We have seen the PIIGS (Portugal, Italy, Ireland, Greece and Spain) come to the agonizing realization that the Day of Reckoning has arrived. Soft Socialism has run out of other people's money to redistribute and these governments have run their credit dry. Weak economic growth has dipped into deep recessions with unemployment hovering at 25%. Huge public debts and struggling businesses are not accidents but the consequence of Social Democracy; what I call Soft Socialism. It is fitting that among the young, who have been miseducated to be big supporters of Socialism, unemployment is even higher, 50%.
It then comes as no surprise that one of the architects of Soft Socialism (France) is now coming to attention as it faces its own Day of Reckoning. The French people did the (to them) logical thing: put the Socialists in charge of reforming Socialism. And what has Mr Francois Hollande, France's Socialist President decided to do to make France more competitive? He and his Party did what you can expect Socialists to do: 1. had lots of meetings, 2. added more government in the form of a new Ministry (the Ministry of Industrial Recovery), 3. raised taxes on high earners and 4. and asked a sympathetic businessman (Luis Gallois, former Chairman of Airbus) to draw up plans to make France more competitive. So, how does the French version of hope and change coming? Well, the plans drawn up by Monsieur Gallois have been filed in the place where all such plans are filed, several high profile high earners have left France for friendlier countries (expect tax receipts to fall) and big businesses have concluded that there is no point to hire more workers.
What about the obstacles to productivity, which are: Rigid work rules, including the 35-hour week, high administrative costs, strict
government oversight of layoffs and generous severance when job loss is
inevitable. The upshot is an effective tax rate of more than 60 percent on
corporate profits, once all the expenses are tallied. How about the reforms suggested by Mr Gallois: increase the work week, shift some of the tax burden to the workers and reduce government spending? President Hollande is quoted as "I'd advise against the idea of a shock, which has more of an attention-getting
effect than a real therapeutic effect," Hollande said Thursday.
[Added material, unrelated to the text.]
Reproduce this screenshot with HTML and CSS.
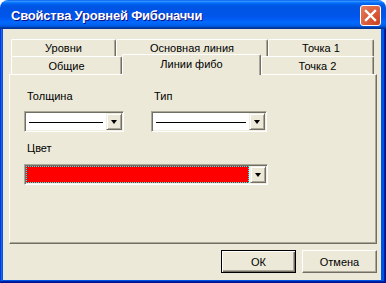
FILE: index.html
```html
<!DOCTYPE html>
<html lang="ru">
<head>
    <meta charset="UTF-8">
    <title>Свойства Уровней Фибоначчи</title>
    <link rel="stylesheet" href="styles.css">
</head>
<body>
    <div class="window">
        <div class="title-bar">
            <span class="title-text">Свойства Уровней Фибоначчи</span>
            <div class="close-btn">
                <svg width="21" height="21" viewBox="0 0 21 21">
                    <path d="M6 6 L15 15 M15 6 L6 15" stroke="#fff" stroke-width="2.4" stroke-linecap="square"/>
                </svg>
            </div>
        </div>
        <div class="frame">
            <div class="client">
                <div class="tab-strip">
                    <div class="tab-row">
                        <div class="tab" style="width: 105px">Уровни</div>
                        <div class="tab" style="width: 152px">Основная линия</div>
                        <div class="tab" style="width: 106px">Точка 1</div>
                    </div>
                    <div class="tab-row front">
                        <div class="tab" style="width: 111px">Общие</div>
                        <div class="tab selected" style="width: 139px">Линии фибо</div>
                        <div class="tab" style="width: 113px">Точка 2</div>
                    </div>
                </div>
                <div class="panel">
                    <div class="field-row">
                        <div class="field">
                            <div class="label">Толщина</div>
                            <div class="combo combo-thick">
                                <div class="combo-value"><span class="line-sample"></span></div>
                                <div class="combo-arrow"></div>
                            </div>
                        </div>
                        <div class="field">
                            <div class="label">Тип</div>
                            <div class="combo combo-type">
                                <div class="combo-value"><span class="line-sample"></span></div>
                                <div class="combo-arrow"></div>
                            </div>
                        </div>
                    </div>
                    <div class="field color-field">
                        <div class="label">Цвет</div>
                        <div class="combo combo-color">
                            <div class="combo-value color-value"></div>
                            <div class="combo-arrow"></div>
                        </div>
                    </div>
                </div>
                <div class="buttons">
                    <div class="btn default">ОК</div>
                    <div class="btn">Отмена</div>
                </div>
            </div>
        </div>
    </div>
</body>
</html>
```

FILE: styles.css
```css
/* Base */
html, body {
    margin: 0;
    padding: 0;
    background: #fff;
    font-family: "Liberation Sans", Arial, sans-serif;
    font-size: 11px;
    color: #000;
}

* {
    box-sizing: border-box;
}

.window {
    width: 386px;
    height: 283px;
    display: flex;
    flex-direction: column;
}

/* Title bar */
.title-bar {
    height: 29px;
    display: flex;
    align-items: center;
    justify-content: space-between;
    padding: 0 5px 0 11px;
    border-radius: 8px 8px 0 0;
    background: linear-gradient(to bottom, #0058ee 0%, #3593ff 4%, #288eff 6%, #127dff 8%, #036ffc 10%, #0262ee 14%, #0057e5 20%, #0054e3 24%, #0055eb 56%, #005bf5 66%, #026afe 76%, #0062ef 86%, #0052d6 92%, #0040ab 94%, #003092 100%);
}

.title-text {
    color: #fff;
    font-weight: bold;
    font-size: 13px;
    letter-spacing: -0.2px;
    text-shadow: 1px 1px #0f1089;
    margin-top: 1px;
}

.close-btn {
    width: 21px;
    height: 21px;
    border: 1px solid #fff;
    border-radius: 3px;
    background: radial-gradient(circle at 90% 90%, #cc4622 0%, #dc5e3d 55%, #e5815f 100%);
    display: flex;
    align-items: center;
    justify-content: center;
    margin-top: 2px;
}

.close-btn svg {
    display: block;
    margin: -1px;
}

/* Frame and client area */
.frame {
    flex: 1;
    display: flex;
    padding: 0 5px 3px 3px;
    background: #0054e3;
    box-shadow: inset -1px -1px #00138c, inset 1px 0 #0831d9, inset -2px -2px #001ea0, inset 2px 0 #166aee;
}

.client {
    flex: 1;
    background: #ece9d8;
    padding: 10px 4px 0 6px;
    display: flex;
    flex-direction: column;
}

/* Tabs */
.tab-strip {
    padding-left: 2px;
    height: 35px;
    display: flex;
    flex-direction: column;
}

.tab-row {
    display: flex;
    height: 17px;
    align-items: flex-end;
}

.tab-row.front {
    height: 18px;
}

.tab {
    height: 100%;
    display: flex;
    align-items: center;
    justify-content: center;
    border-top: 1px solid #fff;
    border-left: 1px solid #fff;
    border-right: 1px solid #716f64;
    border-radius: 2px 2px 0 0;
    box-shadow: inset -1px 0 #aca899;
    background: #ece9d8;
}

.tab.selected {
    height: 21px;
    margin-bottom: -1px;
    padding-bottom: 3px;
    position: relative;
    z-index: 1;
}

.panel {
    width: 368px;
    height: 170px;
    border-top: 1px solid #fff;
    border-left: 1px solid #fff;
    border-right: 1px solid #716f64;
    border-bottom: 1px solid #716f64;
    box-shadow: inset -1px -1px #aca899;
    padding: 15px 0 0 14px;
}

.field-row {
    display: flex;
    gap: 27px;
}

.label {
    height: 13px;
    line-height: 13px;
    margin-left: 3px;
    margin-bottom: 8px;
}

.color-field {
    margin-top: 10px;
}

.color-field .label {
    margin-bottom: 9px;
}

/* Combo boxes */
.combo {
    height: 21px;
    display: flex;
    background: #fff;
    border-top: 1px solid #aca899;
    border-left: 1px solid #aca899;
    border-right: 1px solid #fff;
    border-bottom: 1px solid #fff;
    box-shadow: inset 1px 1px #716f64, inset -1px -1px #f1efe2;
    padding: 1px;
}

.combo-thick { width: 100px; }
.combo-type { width: 116px; }
.combo-color { width: 244px; }

.combo-value {
    flex: 1;
    display: flex;
    align-items: center;
    padding: 0 3px;
}

.line-sample {
    flex: 1;
    height: 1px;
    background: #000;
    margin-top: 1px;
}

.color-value {
    background: #ff0000;
    outline: 1px dotted #00ffff;
    outline-offset: -1px;
    margin-right: 1px;
}

.combo-arrow {
    width: 16px;
    background: #ece9d8;
    border-top: 1px solid #f1efe2;
    border-left: 1px solid #f1efe2;
    border-right: 1px solid #716f64;
    border-bottom: 1px solid #716f64;
    box-shadow: inset 1px 1px #fff, inset -1px -1px #aca899;
    display: flex;
    align-items: center;
    justify-content: center;
}

.combo-arrow::after {
    content: "";
    border-left: 3.5px solid transparent;
    border-right: 3.5px solid transparent;
    border-top: 4px solid #000;
    margin-top: 1px;
}

/* Buttons */
.buttons {
    display: flex;
    justify-content: flex-end;
    gap: 6px;
    margin-top: 6px;
}

.btn {
    width: 75px;
    height: 23px;
    display: flex;
    align-items: center;
    justify-content: center;
    background: #ece9d8;
    border-top: 1px solid #fff;
    border-left: 1px solid #fff;
    border-right: 1px solid #716f64;
    border-bottom: 1px solid #716f64;
    box-shadow: inset -1px -1px #aca899;
}

.btn.default {
    border: 1px solid #000;
    box-shadow: inset 1px 1px #fff, inset -1px -1px #716f64, inset -2px -2px #aca899;
}
```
Without offering
details, he said he would prefer a "pact" among the government, workers and
employers.
Pres Hollande is like the Father in the European fairytale, who was offered money for one of his children, but he could not part with any, because he loved them all. The obstacles to productivity are the children of the Left and they are all precious to the Left, because they define who the Left are. The obstacles to productivity took decades to put in place and will not be removed if the Left has a way to preserve them.
But, time is running out. Standard and Poor downgraded the biggest French bank BNP Paribas last Thursday and the stage is set to usher in more unpleasant surprises.